*DATA EXTRACT:*

%%

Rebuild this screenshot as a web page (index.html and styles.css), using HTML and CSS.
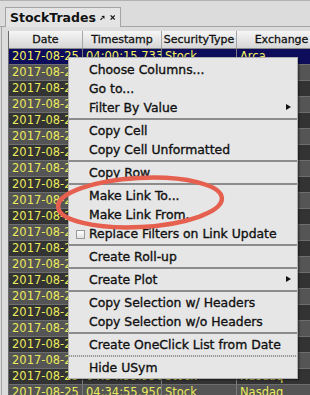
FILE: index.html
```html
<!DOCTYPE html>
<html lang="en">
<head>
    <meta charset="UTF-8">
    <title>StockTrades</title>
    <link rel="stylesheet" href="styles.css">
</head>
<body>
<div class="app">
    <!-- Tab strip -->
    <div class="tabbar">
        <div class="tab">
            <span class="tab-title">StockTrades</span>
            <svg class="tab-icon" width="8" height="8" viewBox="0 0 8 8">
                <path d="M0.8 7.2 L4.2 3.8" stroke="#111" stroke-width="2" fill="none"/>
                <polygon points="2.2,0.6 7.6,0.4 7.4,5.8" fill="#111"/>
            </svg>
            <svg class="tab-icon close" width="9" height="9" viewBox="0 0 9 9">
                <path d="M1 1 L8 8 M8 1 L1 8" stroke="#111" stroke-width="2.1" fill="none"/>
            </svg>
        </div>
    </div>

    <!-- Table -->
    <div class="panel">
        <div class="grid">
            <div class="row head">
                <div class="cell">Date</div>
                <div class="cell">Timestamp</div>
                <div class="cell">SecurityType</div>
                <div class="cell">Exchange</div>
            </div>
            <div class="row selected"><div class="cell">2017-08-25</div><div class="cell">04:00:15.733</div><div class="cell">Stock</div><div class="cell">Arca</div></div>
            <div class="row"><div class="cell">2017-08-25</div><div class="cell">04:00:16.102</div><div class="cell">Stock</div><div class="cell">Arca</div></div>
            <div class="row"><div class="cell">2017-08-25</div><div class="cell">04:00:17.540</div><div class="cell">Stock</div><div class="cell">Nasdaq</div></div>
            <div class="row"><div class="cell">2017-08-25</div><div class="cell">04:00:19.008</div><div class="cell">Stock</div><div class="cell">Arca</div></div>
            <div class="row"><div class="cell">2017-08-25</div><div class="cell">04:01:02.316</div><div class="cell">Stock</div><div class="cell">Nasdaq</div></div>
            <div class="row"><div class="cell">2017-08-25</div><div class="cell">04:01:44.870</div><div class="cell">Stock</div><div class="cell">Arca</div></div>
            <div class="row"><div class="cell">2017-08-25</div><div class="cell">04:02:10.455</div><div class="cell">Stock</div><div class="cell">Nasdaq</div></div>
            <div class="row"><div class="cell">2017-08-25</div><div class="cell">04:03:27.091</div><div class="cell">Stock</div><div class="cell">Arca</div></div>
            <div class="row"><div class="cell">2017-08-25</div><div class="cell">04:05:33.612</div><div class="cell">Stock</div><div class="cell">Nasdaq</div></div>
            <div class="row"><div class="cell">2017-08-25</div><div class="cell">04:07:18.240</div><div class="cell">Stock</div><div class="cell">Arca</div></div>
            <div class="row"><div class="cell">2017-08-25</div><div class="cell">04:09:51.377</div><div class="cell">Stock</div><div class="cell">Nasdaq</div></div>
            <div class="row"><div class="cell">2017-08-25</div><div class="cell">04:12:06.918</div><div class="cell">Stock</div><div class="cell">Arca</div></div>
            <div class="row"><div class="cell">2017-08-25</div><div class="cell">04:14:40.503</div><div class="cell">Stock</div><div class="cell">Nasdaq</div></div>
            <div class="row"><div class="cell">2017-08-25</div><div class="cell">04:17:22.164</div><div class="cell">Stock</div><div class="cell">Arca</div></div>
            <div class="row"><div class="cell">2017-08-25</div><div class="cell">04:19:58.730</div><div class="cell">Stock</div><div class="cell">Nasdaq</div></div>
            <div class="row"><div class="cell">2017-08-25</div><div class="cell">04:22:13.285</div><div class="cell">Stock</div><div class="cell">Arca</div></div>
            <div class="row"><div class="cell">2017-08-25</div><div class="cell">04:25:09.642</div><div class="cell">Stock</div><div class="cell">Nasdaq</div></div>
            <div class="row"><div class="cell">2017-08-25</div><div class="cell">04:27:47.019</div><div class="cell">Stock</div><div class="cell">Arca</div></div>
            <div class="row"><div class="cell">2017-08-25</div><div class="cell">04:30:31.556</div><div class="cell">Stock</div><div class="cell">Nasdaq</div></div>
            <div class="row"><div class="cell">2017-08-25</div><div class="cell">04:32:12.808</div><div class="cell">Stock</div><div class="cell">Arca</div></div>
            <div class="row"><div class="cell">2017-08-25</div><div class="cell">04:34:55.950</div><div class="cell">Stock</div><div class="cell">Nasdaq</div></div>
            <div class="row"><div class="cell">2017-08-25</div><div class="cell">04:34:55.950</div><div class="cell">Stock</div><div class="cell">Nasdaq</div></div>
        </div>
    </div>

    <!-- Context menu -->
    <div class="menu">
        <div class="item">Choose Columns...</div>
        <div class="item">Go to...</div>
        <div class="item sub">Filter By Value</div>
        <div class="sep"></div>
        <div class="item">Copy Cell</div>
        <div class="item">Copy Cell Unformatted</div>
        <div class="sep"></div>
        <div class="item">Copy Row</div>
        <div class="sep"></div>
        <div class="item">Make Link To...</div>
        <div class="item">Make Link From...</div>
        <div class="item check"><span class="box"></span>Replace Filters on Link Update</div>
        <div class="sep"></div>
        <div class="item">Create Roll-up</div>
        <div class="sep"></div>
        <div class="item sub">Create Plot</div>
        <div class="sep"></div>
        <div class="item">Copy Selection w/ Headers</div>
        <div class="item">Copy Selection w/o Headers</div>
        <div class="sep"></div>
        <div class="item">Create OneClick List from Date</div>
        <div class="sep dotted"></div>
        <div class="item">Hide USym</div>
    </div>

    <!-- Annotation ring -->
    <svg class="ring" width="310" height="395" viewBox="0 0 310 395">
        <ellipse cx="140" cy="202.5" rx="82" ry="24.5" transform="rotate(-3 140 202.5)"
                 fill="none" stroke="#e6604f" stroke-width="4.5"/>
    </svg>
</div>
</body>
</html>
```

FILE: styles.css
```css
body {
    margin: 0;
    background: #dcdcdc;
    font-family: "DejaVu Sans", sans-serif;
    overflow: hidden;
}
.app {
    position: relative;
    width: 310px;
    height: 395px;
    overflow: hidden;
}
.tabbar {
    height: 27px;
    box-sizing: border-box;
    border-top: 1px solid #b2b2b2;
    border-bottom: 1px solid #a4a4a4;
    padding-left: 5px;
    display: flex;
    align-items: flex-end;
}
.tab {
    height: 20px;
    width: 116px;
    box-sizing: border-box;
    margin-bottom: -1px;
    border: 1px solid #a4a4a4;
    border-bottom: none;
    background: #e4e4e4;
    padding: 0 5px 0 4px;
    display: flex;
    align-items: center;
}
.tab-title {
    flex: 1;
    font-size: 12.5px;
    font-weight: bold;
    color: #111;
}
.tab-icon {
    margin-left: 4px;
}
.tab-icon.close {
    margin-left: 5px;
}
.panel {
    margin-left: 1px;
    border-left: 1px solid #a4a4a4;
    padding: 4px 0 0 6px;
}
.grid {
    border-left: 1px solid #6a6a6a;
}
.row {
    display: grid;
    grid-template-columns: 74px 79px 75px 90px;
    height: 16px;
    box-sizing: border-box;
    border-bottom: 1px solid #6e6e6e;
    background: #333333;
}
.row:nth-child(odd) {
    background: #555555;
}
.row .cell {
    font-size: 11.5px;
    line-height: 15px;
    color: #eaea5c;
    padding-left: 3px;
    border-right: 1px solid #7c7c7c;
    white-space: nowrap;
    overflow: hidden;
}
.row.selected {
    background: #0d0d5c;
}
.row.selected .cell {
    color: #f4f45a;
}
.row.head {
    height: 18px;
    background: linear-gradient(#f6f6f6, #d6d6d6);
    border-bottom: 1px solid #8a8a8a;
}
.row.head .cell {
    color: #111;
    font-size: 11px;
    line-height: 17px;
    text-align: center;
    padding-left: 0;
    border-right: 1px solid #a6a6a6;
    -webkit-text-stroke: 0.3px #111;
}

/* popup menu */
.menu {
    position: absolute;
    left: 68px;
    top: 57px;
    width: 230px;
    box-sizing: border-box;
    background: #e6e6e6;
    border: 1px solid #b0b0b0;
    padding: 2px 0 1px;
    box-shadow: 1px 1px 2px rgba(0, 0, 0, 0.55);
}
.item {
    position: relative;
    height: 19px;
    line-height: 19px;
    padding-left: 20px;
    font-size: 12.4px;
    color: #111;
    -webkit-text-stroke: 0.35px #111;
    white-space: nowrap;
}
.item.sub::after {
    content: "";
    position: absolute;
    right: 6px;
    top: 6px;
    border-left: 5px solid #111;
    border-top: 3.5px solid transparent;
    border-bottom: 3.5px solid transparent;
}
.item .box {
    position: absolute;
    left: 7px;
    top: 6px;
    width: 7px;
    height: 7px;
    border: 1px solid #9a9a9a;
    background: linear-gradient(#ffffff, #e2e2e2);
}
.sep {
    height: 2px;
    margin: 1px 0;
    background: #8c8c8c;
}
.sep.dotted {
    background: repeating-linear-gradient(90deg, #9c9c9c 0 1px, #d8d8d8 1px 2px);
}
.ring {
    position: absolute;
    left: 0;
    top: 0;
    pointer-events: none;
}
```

%%

*WORK TO DO:*
Which lines hold the word "index"? Copy all of them.

*SOLUTION TO THE PROBLEM:*
Rebuild this screenshot as a web page (index.html and styles.css), using HTML and CSS.
FILE: index.html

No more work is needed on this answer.